* SHORT EXERCISE: Every line with the string "components" should be gathered.

* STORED DATA:
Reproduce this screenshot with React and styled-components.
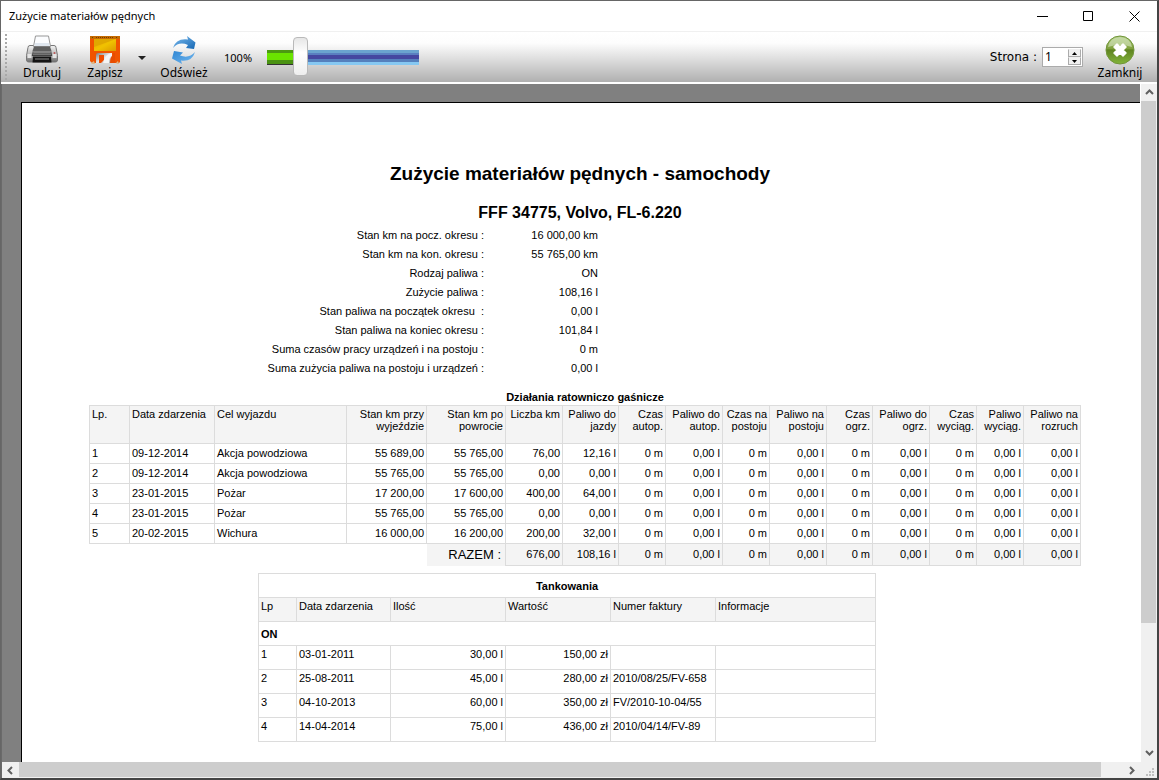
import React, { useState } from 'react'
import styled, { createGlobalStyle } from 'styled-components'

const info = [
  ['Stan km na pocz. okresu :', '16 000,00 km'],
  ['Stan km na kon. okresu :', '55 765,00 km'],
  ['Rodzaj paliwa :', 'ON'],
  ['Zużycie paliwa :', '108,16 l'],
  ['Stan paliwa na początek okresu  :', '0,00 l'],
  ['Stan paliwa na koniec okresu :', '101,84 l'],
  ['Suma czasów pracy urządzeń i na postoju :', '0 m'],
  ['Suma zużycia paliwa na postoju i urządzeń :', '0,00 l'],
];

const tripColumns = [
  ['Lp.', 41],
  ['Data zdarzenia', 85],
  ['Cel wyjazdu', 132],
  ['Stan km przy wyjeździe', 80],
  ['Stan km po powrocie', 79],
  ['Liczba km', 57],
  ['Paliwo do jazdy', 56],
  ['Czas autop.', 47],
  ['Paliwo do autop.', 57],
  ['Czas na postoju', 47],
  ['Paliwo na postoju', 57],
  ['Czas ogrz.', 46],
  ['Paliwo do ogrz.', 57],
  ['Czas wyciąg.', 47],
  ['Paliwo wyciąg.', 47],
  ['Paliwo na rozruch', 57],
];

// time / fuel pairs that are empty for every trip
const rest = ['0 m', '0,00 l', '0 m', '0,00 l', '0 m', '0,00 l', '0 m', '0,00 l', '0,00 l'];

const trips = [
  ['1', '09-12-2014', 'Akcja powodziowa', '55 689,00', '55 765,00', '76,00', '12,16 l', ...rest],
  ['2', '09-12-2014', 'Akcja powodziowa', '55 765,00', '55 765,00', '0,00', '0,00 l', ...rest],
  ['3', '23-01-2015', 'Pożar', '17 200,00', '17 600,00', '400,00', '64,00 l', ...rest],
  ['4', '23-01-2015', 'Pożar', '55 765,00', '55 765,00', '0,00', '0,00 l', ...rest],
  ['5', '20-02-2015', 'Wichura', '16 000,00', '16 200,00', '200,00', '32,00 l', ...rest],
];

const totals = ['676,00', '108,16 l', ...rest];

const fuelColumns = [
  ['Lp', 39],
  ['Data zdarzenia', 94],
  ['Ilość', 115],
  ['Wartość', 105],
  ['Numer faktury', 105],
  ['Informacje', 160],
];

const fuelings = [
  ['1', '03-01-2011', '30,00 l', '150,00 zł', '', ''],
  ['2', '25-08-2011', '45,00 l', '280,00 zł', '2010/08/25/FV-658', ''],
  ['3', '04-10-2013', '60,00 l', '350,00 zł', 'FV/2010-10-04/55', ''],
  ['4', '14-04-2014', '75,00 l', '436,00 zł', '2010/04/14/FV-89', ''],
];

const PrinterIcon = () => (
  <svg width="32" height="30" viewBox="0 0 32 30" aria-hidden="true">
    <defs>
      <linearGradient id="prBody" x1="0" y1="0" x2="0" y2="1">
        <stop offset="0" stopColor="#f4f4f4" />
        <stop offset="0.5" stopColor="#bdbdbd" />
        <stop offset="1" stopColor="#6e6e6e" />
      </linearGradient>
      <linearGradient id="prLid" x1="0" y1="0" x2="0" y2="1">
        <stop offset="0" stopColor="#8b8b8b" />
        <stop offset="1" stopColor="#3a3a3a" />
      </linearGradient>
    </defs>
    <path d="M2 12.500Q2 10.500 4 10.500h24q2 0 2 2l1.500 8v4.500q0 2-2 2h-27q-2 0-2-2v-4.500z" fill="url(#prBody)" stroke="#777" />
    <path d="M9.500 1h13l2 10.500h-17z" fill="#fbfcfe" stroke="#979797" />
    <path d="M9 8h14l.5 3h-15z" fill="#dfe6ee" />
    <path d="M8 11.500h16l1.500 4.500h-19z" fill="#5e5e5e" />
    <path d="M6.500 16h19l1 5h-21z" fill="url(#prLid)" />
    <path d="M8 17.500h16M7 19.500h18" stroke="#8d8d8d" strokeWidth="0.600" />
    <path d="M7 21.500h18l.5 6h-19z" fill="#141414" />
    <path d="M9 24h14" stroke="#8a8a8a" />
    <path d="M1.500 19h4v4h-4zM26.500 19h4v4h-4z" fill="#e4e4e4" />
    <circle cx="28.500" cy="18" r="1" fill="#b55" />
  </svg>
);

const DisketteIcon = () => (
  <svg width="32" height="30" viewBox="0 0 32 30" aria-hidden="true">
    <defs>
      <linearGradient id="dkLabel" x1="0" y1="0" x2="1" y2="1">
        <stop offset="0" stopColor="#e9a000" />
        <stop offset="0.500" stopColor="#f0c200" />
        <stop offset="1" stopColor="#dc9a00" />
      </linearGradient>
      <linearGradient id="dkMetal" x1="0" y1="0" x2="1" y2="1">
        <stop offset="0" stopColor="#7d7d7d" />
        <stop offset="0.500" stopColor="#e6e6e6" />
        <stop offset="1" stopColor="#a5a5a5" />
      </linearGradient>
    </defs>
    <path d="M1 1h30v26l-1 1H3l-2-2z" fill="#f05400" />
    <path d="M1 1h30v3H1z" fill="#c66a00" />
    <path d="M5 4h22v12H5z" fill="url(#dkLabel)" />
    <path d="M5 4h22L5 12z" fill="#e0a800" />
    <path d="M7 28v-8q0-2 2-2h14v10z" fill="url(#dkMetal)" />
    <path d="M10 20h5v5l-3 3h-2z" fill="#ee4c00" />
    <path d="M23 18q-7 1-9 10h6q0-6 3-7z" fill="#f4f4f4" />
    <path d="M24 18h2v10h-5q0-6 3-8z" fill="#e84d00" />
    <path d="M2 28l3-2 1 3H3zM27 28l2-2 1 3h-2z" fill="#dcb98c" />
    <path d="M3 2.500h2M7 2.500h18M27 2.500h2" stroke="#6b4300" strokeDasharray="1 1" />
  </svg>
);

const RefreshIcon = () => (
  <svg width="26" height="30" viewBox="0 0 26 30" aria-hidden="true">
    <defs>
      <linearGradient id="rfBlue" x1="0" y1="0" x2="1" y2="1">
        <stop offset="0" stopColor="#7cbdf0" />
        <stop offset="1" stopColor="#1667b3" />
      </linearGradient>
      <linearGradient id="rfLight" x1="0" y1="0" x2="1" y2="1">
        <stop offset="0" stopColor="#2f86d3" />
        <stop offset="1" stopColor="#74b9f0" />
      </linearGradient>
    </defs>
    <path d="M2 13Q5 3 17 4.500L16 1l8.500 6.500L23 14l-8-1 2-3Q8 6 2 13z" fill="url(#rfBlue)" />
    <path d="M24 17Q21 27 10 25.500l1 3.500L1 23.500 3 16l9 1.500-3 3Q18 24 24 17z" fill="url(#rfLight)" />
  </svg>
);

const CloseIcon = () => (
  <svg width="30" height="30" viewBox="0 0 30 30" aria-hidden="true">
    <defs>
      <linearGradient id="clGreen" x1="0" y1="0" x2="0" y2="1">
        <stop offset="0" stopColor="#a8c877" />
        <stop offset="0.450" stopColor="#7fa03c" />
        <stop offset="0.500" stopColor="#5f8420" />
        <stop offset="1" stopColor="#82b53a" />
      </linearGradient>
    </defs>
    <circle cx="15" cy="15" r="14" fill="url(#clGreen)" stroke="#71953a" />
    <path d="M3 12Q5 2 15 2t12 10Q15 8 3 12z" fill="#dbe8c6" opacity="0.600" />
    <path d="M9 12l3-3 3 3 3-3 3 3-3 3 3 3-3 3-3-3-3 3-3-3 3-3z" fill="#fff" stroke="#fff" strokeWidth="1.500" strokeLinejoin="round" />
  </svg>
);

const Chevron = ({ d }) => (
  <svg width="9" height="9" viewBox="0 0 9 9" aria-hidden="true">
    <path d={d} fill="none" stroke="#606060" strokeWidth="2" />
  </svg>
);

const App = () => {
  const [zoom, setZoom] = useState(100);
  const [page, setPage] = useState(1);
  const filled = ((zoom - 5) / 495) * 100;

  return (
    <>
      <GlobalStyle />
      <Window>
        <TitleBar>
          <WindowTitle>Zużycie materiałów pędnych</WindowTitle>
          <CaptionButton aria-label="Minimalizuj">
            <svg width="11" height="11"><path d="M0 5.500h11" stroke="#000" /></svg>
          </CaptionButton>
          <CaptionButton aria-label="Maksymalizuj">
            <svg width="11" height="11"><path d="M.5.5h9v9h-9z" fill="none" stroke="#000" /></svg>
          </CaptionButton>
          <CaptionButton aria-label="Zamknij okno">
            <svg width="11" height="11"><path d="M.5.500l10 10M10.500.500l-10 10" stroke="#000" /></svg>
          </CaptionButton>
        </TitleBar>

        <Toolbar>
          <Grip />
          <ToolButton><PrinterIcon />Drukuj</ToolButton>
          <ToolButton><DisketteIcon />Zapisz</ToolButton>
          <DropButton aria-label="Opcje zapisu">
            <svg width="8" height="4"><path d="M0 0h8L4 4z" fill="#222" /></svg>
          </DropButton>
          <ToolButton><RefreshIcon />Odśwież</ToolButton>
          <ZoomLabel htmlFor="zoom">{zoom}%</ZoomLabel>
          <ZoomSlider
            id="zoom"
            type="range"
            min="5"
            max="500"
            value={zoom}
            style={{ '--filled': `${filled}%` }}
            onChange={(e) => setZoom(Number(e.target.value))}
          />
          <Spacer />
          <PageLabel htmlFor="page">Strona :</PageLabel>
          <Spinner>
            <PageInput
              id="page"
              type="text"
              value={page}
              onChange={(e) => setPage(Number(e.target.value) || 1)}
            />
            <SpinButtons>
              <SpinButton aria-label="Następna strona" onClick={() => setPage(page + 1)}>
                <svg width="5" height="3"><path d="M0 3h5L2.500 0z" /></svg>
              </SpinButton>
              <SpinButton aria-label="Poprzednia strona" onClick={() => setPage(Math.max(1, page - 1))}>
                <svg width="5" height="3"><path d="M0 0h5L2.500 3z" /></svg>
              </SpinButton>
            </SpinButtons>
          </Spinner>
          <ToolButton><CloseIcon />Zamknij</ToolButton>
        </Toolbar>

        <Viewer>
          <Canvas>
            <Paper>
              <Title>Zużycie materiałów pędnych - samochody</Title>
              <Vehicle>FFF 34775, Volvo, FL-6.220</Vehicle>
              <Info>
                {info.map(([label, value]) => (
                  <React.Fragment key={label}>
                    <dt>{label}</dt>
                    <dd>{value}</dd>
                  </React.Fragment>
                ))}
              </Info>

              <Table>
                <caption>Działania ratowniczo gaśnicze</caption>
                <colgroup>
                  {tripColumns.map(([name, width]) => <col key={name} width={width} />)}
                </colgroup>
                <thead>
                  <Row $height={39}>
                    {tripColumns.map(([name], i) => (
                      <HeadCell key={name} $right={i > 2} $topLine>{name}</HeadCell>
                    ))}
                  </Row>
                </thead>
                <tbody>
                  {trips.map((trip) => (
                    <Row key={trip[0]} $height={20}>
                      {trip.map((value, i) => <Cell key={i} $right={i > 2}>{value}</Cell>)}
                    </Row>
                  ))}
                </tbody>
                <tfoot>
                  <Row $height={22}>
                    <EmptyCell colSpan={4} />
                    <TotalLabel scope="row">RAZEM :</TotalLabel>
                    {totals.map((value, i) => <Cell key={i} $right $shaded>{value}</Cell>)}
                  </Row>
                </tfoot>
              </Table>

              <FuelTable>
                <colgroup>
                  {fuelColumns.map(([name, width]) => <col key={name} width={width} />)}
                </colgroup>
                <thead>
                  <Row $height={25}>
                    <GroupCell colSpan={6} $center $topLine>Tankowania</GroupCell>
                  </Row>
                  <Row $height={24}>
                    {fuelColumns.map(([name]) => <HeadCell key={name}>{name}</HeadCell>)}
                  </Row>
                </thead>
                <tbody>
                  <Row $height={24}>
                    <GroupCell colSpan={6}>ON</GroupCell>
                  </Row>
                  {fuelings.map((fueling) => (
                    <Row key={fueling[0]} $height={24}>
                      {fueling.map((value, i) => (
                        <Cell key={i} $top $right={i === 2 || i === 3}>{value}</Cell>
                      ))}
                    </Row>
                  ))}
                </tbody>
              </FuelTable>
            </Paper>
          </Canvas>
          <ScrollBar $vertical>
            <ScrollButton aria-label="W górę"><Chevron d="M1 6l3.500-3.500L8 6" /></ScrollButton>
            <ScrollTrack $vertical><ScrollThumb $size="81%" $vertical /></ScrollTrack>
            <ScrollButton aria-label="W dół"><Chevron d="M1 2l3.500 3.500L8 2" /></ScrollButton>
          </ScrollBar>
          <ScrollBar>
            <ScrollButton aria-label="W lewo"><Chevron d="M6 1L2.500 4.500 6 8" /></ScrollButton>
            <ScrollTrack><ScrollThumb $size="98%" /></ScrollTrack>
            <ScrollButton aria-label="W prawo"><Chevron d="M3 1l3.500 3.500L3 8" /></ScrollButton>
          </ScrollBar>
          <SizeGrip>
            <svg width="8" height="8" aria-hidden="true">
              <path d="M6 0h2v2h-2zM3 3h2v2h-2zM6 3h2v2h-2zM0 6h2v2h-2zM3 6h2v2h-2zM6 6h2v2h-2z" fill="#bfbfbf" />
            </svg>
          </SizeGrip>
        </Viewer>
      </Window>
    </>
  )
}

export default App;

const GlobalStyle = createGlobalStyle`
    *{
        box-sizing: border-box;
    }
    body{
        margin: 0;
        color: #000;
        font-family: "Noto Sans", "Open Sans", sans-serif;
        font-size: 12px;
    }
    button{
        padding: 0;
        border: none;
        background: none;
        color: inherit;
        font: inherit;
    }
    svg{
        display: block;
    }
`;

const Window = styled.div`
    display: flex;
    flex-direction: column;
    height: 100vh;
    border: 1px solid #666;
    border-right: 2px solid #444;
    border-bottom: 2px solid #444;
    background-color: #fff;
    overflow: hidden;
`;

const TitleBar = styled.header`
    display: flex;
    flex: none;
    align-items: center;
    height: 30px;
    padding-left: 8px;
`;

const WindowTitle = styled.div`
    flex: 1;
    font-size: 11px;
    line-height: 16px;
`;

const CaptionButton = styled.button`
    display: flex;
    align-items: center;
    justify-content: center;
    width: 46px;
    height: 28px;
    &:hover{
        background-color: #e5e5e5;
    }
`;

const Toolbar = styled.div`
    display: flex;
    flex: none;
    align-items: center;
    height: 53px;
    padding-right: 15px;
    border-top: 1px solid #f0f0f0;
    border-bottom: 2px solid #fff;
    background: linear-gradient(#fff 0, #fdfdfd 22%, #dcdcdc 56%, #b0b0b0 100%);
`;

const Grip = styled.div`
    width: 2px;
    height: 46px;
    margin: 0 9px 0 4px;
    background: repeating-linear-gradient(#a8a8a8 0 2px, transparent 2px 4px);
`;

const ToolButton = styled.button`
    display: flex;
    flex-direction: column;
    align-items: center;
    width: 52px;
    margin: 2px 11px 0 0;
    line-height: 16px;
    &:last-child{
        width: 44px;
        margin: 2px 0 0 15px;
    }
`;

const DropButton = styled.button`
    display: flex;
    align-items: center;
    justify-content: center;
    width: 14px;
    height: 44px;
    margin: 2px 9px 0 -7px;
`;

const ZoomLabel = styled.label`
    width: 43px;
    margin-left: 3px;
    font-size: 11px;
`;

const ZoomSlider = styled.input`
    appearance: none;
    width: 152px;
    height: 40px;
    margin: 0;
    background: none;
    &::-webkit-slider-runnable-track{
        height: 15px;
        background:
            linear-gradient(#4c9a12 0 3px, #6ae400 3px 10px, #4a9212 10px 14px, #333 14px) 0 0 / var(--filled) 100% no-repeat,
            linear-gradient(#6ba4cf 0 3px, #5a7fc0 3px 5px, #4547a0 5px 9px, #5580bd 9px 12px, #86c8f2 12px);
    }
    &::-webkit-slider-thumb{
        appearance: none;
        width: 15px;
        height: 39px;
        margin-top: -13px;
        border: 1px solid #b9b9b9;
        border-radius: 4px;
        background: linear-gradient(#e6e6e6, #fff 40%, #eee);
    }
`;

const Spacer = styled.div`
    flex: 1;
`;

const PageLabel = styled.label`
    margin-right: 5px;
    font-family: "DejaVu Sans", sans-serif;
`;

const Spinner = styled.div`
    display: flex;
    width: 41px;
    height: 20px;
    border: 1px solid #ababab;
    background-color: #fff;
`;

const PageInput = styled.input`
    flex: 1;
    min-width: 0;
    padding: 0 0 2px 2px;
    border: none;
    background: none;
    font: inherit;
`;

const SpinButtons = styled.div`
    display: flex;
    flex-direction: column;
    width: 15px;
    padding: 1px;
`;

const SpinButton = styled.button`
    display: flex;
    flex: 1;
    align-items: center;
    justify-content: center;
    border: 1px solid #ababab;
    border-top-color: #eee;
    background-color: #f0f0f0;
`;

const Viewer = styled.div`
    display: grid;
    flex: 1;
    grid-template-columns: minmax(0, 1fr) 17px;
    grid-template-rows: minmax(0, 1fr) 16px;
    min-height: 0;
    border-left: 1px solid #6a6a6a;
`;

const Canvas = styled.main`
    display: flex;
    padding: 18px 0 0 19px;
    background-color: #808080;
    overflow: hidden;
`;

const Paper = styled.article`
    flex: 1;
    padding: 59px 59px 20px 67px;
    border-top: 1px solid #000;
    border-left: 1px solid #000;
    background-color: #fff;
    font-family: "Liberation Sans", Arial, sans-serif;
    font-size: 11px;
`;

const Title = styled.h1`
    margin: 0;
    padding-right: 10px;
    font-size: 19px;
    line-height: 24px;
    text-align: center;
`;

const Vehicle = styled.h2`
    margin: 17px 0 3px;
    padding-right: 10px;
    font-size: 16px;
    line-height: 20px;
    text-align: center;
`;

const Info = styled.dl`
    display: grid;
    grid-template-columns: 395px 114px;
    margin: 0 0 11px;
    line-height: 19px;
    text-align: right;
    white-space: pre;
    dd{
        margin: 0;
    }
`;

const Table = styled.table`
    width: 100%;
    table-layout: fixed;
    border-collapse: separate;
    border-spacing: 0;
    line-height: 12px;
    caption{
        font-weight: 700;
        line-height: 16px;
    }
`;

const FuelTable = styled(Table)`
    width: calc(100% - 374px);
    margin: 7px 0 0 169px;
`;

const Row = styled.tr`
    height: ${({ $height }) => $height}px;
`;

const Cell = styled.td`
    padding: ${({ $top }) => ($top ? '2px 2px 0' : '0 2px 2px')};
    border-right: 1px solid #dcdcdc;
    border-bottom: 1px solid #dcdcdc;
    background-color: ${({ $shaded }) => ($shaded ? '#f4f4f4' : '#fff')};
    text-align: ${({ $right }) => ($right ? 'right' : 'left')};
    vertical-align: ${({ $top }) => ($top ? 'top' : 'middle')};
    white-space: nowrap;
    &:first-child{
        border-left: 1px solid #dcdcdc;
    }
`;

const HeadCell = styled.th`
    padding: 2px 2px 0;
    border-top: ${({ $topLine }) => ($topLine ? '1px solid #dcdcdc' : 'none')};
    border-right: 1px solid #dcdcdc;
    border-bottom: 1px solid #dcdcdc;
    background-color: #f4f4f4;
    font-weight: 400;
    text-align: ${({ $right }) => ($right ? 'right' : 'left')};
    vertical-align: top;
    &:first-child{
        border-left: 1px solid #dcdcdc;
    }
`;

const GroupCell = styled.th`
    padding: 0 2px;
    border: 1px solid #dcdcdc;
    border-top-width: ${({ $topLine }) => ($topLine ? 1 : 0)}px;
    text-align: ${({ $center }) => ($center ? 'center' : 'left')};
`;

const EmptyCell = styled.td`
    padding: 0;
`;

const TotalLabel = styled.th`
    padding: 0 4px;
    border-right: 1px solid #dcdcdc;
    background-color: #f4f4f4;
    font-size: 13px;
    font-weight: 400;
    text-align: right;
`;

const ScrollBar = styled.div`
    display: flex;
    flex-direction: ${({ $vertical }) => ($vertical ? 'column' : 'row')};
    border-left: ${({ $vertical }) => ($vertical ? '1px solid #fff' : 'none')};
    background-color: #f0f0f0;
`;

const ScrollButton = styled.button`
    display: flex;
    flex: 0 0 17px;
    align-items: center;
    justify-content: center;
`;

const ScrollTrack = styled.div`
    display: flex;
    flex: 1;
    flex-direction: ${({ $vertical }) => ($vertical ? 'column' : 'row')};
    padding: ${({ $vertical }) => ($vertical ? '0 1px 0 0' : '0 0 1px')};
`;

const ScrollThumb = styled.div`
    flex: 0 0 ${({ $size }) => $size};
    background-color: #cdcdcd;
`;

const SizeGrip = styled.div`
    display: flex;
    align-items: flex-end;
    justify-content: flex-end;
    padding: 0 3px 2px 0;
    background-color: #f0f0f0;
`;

* RESPONSE TO THIS TASK:
Reproduce this screenshot with React and styled-components.
import styled, { createGlobalStyle } from 'styled-components'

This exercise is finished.